Climbing out of the Money Pit

e-commerce will drive lots of new sales but also contribute to exponentially increasing demand variability and order complexity. On the Internet, the next three orders to any given site could be from three different continents with each order requiring a different configuration. Customers will look for real-time information on capacity, production schedules, delivery dates, and transportation options before they order. Back-end systems will need to modernize to meet these requirements. In our view, the traditional make-to-stock mode, favoring inventory as a buffer against fluctuations in demand, will soon be history.

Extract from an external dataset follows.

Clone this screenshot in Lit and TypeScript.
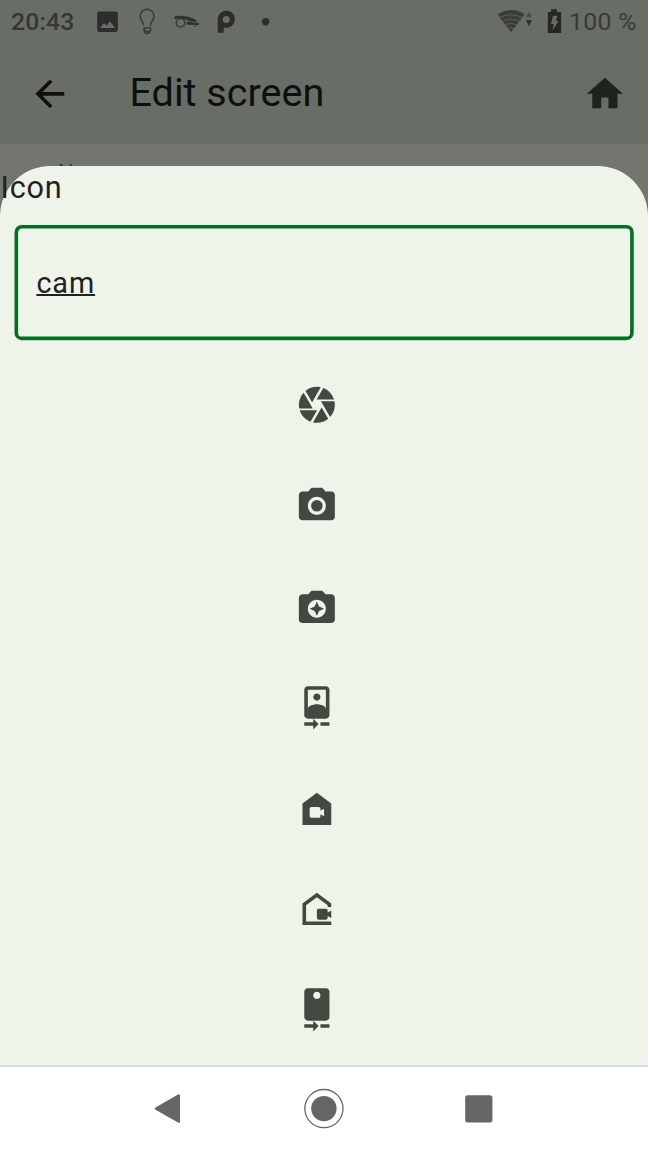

Another significant upcoming change is the move toward dynamic pricing. With the exception of airlines, who have experience with yield management and floating price points, most industries that produce products or services with a short shelf life predominantly use fixed pricing schemes. With the Internet as the common platform, pricing can now be adjusted to reflect real time supply and demand. Instead of lowering or raising prices in increments for the whole target base, pricing can become customer specific. Markets typically support various prices for a single asset since it is a function of the unique value it represents to every buyer and seller at a particular point in time. Just like the airlines, companies dealing with perishable assets (electricity, short life cycle products, and other goods with fluctuating prices) can set prices in real time that helps maximize profitability.